[begin TASK INPUT]

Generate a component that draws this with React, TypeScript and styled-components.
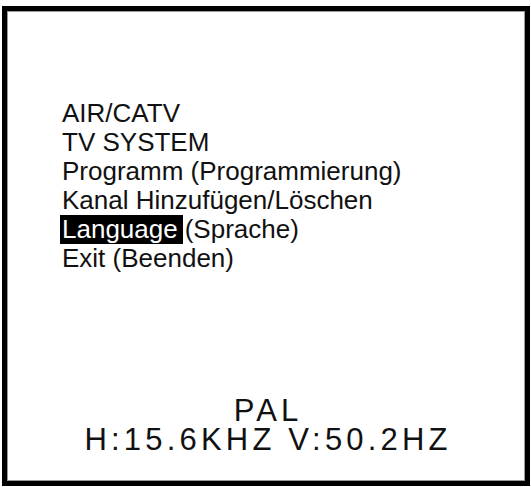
import React from "react";
import styled, { createGlobalStyle } from "styled-components";

const Global = createGlobalStyle`
  html, body { margin: 0; padding: 0; background: #fff; }
  body { font-family: "Liberation Sans", Arial, sans-serif; color: #000; }
`;

const Screen = styled.div`
  box-sizing: border-box;
  margin: 6px 0 0 2px;
  width: 528px;
  height: 480px;
  border: 5px solid #000;
  box-shadow: inset 0 0 0 1px #9a9a9a;
  background: #fff;
  display: flex;
  flex-direction: column;
`;

const Menu = styled.ul`
  list-style: none;
  margin: 0;
  padding: 88px 0 0 55px;
  display: flex;
  flex-direction: column;
`;

const Item = styled.li`
  font-size: 26px;
  line-height: 29px;
  color: #111;
  white-space: nowrap;
`;

const Selected = styled.span`
  display: inline-block;
  background: #000;
  color: #fff;
  margin-left: -2px;
  padding: 0 5px 0 2px;
  margin-right: 2px;
`;

const Footer = styled.div`
  margin-top: auto;
  padding-bottom: 28px;
  display: flex;
  flex-direction: column;
  align-items: center;
  gap: 3px;
`;

const Status = styled.div`
  font-size: 31px;
  line-height: 26px;
  letter-spacing: 4.2px;
  padding-left: 4.2px;
  color: #111;
  white-space: nowrap;
`;

export default function App() {
  return (
    <>
      <Global />
      <Screen>
        <Menu>
          <Item>AIR/CATV</Item>
          <Item>TV SYSTEM</Item>
          <Item>Programm (Programmierung)</Item>
          <Item>Kanal Hinzufügen/Löschen</Item>
          <Item>
            <Selected>Language</Selected>(Sprache)
          </Item>
          <Item>Exit (Beenden)</Item>
        </Menu>
        <Footer>
          <Status>PAL</Status>
          <Status>H:15.6KHZ V:50.2HZ</Status>
        </Footer>
      </Screen>
    </>
  );
}
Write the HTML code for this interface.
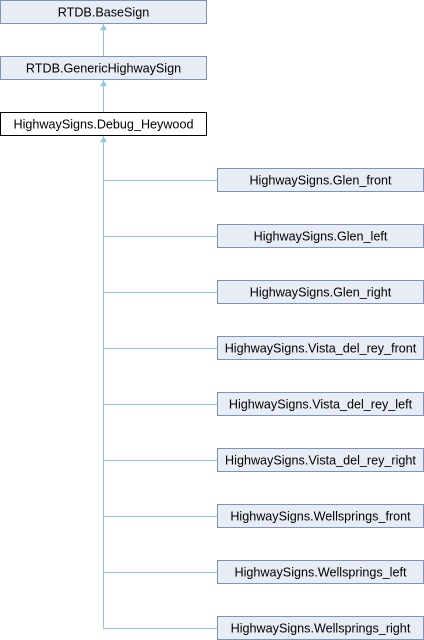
<!DOCTYPE html>
<html><head><style>
html,body{margin:0;padding:0;background:#fff;}
svg{display:block}
text{font-family:"Liberation Sans",sans-serif;font-size:12.6px;fill:#000;}
</style></head><body>
<svg width="424" height="640" xmlns="http://www.w3.org/2000/svg">
<g stroke="#8fc4e3" stroke-width="1" fill="none">
<line x1="103.5" y1="24" x2="103.5" y2="56"/>
<line x1="103.5" y1="80" x2="103.5" y2="112"/>
<line x1="103.5" y1="136" x2="103.5" y2="628.5"/>
<line x1="103.5" y1="180.5" x2="217" y2="180.5"/>
<line x1="103.5" y1="236.5" x2="217" y2="236.5"/>
<line x1="103.5" y1="292.5" x2="217" y2="292.5"/>
<line x1="103.5" y1="348.5" x2="217" y2="348.5"/>
<line x1="103.5" y1="404.5" x2="217" y2="404.5"/>
<line x1="103.5" y1="460.5" x2="217" y2="460.5"/>
<line x1="103.5" y1="516.5" x2="217" y2="516.5"/>
<line x1="103.5" y1="572.5" x2="217" y2="572.5"/>
<line x1="103.5" y1="628.5" x2="217" y2="628.5"/>
</g>
<g fill="#8fc4e3">
<polygon points="103.5,24.5 100,30 107,30"/>
<polygon points="103.5,80.5 100,86 107,86"/>
<polygon points="103.5,136.5 100,142 107,142"/>
</g>
<g fill="#e8ecf5" stroke="#7f93b9">
<rect x="0.5" y="0.5" width="206" height="23"/>
<rect x="0.5" y="56.5" width="206" height="23"/>
<rect x="217.5" y="168.5" width="206" height="23"/>
<rect x="217.5" y="224.5" width="206" height="23"/>
<rect x="217.5" y="280.5" width="206" height="23"/>
<rect x="217.5" y="336.5" width="206" height="23"/>
<rect x="217.5" y="392.5" width="206" height="23"/>
<rect x="217.5" y="448.5" width="206" height="23"/>
<rect x="217.5" y="504.5" width="206" height="23"/>
<rect x="217.5" y="560.5" width="206" height="23"/>
<rect x="217.5" y="616.5" width="206" height="23"/>
</g>
<rect x="0.5" y="112.5" width="206" height="23" fill="#fff" stroke="#000"/>
<g text-anchor="middle">
<text x="103.5" y="16.5">RTDB.BaseSign</text>
<text x="103.5" y="72.5">RTDB.GenericHighwaySign</text>
<text x="103.5" y="128.5">HighwaySigns.Debug_Heywood</text>
<text x="320.5" y="184.5">HighwaySigns.Glen_front</text>
<text x="320.5" y="240.5">HighwaySigns.Glen_left</text>
<text x="320.5" y="296.5">HighwaySigns.Glen_right</text>
<text x="320.5" y="352.5">HighwaySigns.Vista_del_rey_front</text>
<text x="320.5" y="408.5">HighwaySigns.Vista_del_rey_left</text>
<text x="320.5" y="464.5">HighwaySigns.Vista_del_rey_right</text>
<text x="320.5" y="520.5">HighwaySigns.Wellsprings_front</text>
<text x="320.5" y="576.5">HighwaySigns.Wellsprings_left</text>
<text x="320.5" y="632.5">HighwaySigns.Wellsprings_right</text>
</g>
</svg>
</body></html>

[end TASK INPUT]

> _WHAT YOU NEED TO DO_
Drop the images and quote the entries word for word.

> _COMPLETE ANSWER_
Generate a component that draws this with React, TypeScript and styled-components.
import React from "react";
import styled, { createGlobalStyle } from "styled-components";

const Global = createGlobalStyle`
  html, body { margin: 0; padding: 0; background: #fff; }
  body { font-family: "Liberation Sans", Arial, sans-serif; color: #000; }
`;

const Screen = styled.div`
  box-sizing: border-box;
  margin: 6px 0 0 2px;
  width: 528px;
  height: 480px;
  border: 5px solid #000;
  box-shadow: inset 0 0 0 1px #9a9a9a;
  background: #fff;
  display: flex;
  flex-direction: column;
`;

const Menu = styled.ul`
  list-style: none;
  margin: 0;
  padding: 88px 0 0 55px;
  display: flex;
  flex-direction: column;
`;

const Item = styled.li`
  font-size: 26px;
  line-height: 29px;
  color: #111;
  white-space: nowrap;
`;

const Selected = styled.span`
  display: inline-block;
  background: #000;
  color: #fff;
  margin-left: -2px;
  padding: 0 5px 0 2px;
  margin-right: 2px;
`;

const Footer = styled.div`
  margin-top: auto;
  padding-bottom: 28px;
  display: flex;
  flex-direction: column;
  align-items: center;
  gap: 3px;
`;

const Status = styled.div`
  font-size: 31px;
  line-height: 26px;
  letter-spacing: 4.2px;
  padding-left: 4.2px;
  color: #111;
  white-space: nowrap;
`;

export default function App() {
  return (
    <>
      <Global />
      <Screen>
        <Menu>
          <Item>AIR/CATV</Item>
          <Item>TV SYSTEM</Item>
          <Item>Programm (Programmierung)</Item>
          <Item>Kanal Hinzufügen/Löschen</Item>
          <Item>
            <Selected>Language</Selected>(Sprache)
          </Item>
          <Item>Exit (Beenden)</Item>
        </Menu>
        <Footer>
          <Status>PAL</Status>
          <Status>H:15.6KHZ V:50.2HZ</Status>
        </Footer>
      </Screen>
    </>
  );
}
Write the HTML code for this interface.
<!DOCTYPE html>
<html><head><style>
html,body{margin:0;padding:0;background:#fff;}
svg{display:block}
text{font-family:"Liberation Sans",sans-serif;font-size:12.6px;fill:#000;}
</style></head><body>
<svg width="424" height="640" xmlns="http://www.w3.org/2000/svg">
<g stroke="#8fc4e3" stroke-width="1" fill="none">
<line x1="103.5" y1="24" x2="103.5" y2="56"/>
<line x1="103.5" y1="80" x2="103.5" y2="112"/>
<line x1="103.5" y1="136" x2="103.5" y2="628.5"/>
<line x1="103.5" y1="180.5" x2="217" y2="180.5"/>
<line x1="103.5" y1="236.5" x2="217" y2="236.5"/>
<line x1="103.5" y1="292.5" x2="217" y2="292.5"/>
<line x1="103.5" y1="348.5" x2="217" y2="348.5"/>
<line x1="103.5" y1="404.5" x2="217" y2="404.5"/>
<line x1="103.5" y1="460.5" x2="217" y2="460.5"/>
<line x1="103.5" y1="516.5" x2="217" y2="516.5"/>
<line x1="103.5" y1="572.5" x2="217" y2="572.5"/>
<line x1="103.5" y1="628.5" x2="217" y2="628.5"/>
</g>
<g fill="#8fc4e3">
<polygon points="103.5,24.5 100,30 107,30"/>
<polygon points="103.5,80.5 100,86 107,86"/>
<polygon points="103.5,136.5 100,142 107,142"/>
</g>
<g fill="#e8ecf5" stroke="#7f93b9">
<rect x="0.5" y="0.5" width="206" height="23"/>
<rect x="0.5" y="56.5" width="206" height="23"/>
<rect x="217.5" y="168.5" width="206" height="23"/>
<rect x="217.5" y="224.5" width="206" height="23"/>
<rect x="217.5" y="280.5" width="206" height="23"/>
<rect x="217.5" y="336.5" width="206" height="23"/>
<rect x="217.5" y="392.5" width="206" height="23"/>
<rect x="217.5" y="448.5" width="206" height="23"/>
<rect x="217.5" y="504.5" width="206" height="23"/>
<rect x="217.5" y="560.5" width="206" height="23"/>
<rect x="217.5" y="616.5" width="206" height="23"/>
</g>
<rect x="0.5" y="112.5" width="206" height="23" fill="#fff" stroke="#000"/>
<g text-anchor="middle">
<text x="103.5" y="16.5">RTDB.BaseSign</text>
<text x="103.5" y="72.5">RTDB.GenericHighwaySign</text>
<text x="103.5" y="128.5">HighwaySigns.Debug_Heywood</text>
<text x="320.5" y="184.5">HighwaySigns.Glen_front</text>
<text x="320.5" y="240.5">HighwaySigns.Glen_left</text>
<text x="320.5" y="296.5">HighwaySigns.Glen_right</text>
<text x="320.5" y="352.5">HighwaySigns.Vista_del_rey_front</text>
<text x="320.5" y="408.5">HighwaySigns.Vista_del_rey_left</text>
<text x="320.5" y="464.5">HighwaySigns.Vista_del_rey_right</text>
<text x="320.5" y="520.5">HighwaySigns.Wellsprings_front</text>
<text x="320.5" y="576.5">HighwaySigns.Wellsprings_left</text>
<text x="320.5" y="632.5">HighwaySigns.Wellsprings_right</text>
</g>
</svg>
</body></html>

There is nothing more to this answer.